***** Dataset section *****

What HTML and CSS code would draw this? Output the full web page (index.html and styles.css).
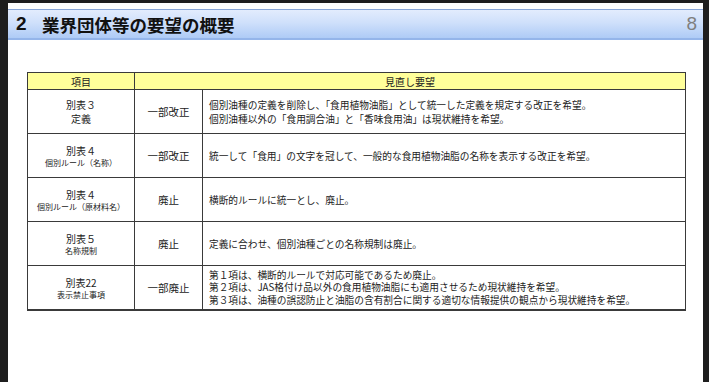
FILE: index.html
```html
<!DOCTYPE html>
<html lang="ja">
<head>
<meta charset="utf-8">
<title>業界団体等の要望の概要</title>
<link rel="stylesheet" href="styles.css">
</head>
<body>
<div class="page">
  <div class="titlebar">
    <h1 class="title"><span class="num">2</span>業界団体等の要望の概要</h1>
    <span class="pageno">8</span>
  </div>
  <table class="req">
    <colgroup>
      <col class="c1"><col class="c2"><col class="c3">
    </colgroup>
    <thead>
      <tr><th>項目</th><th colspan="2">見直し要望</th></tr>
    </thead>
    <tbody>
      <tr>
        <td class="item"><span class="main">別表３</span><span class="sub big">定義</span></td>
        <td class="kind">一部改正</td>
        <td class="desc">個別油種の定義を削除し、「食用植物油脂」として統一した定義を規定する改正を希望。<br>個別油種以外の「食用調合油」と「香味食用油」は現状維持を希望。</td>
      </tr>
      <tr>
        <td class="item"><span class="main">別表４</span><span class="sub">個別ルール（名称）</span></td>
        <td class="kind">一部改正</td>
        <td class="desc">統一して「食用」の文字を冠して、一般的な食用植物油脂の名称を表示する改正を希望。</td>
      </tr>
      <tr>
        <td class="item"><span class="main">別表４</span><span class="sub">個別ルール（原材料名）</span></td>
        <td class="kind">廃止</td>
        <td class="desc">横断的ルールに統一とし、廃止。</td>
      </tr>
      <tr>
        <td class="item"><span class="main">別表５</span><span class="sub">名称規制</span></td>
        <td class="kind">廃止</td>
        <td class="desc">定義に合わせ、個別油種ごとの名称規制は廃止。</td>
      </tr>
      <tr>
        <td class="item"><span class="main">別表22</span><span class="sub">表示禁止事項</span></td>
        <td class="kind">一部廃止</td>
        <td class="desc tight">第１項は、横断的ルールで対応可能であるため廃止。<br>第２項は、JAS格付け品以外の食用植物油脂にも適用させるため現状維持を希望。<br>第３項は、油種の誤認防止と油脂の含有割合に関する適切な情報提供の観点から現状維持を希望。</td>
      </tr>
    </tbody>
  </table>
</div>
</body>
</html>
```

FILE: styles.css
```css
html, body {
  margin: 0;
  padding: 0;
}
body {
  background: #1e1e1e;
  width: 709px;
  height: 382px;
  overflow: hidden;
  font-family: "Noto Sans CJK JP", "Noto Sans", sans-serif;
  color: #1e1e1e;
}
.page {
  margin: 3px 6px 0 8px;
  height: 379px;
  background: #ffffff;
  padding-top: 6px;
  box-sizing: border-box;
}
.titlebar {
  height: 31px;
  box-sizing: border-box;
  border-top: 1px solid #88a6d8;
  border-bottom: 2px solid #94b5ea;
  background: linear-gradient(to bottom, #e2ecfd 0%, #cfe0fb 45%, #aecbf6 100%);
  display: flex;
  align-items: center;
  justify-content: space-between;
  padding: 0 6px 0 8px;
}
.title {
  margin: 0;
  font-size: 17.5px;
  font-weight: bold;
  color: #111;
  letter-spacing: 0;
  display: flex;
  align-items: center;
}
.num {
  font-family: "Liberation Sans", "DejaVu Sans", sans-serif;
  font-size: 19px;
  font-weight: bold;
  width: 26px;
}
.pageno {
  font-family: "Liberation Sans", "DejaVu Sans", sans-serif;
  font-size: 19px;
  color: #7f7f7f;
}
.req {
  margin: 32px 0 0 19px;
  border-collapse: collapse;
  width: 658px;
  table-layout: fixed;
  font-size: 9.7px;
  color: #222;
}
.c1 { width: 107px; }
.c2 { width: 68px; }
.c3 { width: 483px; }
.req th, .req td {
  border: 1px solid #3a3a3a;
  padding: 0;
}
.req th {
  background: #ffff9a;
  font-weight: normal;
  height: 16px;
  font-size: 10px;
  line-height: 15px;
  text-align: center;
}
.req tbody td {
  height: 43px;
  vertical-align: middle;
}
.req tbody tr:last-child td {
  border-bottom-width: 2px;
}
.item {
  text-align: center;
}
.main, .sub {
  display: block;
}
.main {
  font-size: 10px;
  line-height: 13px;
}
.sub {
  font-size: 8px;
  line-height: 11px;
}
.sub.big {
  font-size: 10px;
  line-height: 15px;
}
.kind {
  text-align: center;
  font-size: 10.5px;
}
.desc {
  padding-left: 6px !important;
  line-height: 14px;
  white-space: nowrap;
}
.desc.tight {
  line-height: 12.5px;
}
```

*****

▸ What you have to do:
In the material above, find the lines that contain "styles" and show them.

▸ Solution to this exercise:
What HTML and CSS code would draw this? Output the full web page (index.html and styles.css).
<link rel="stylesheet" href="styles.css">
FILE: styles.css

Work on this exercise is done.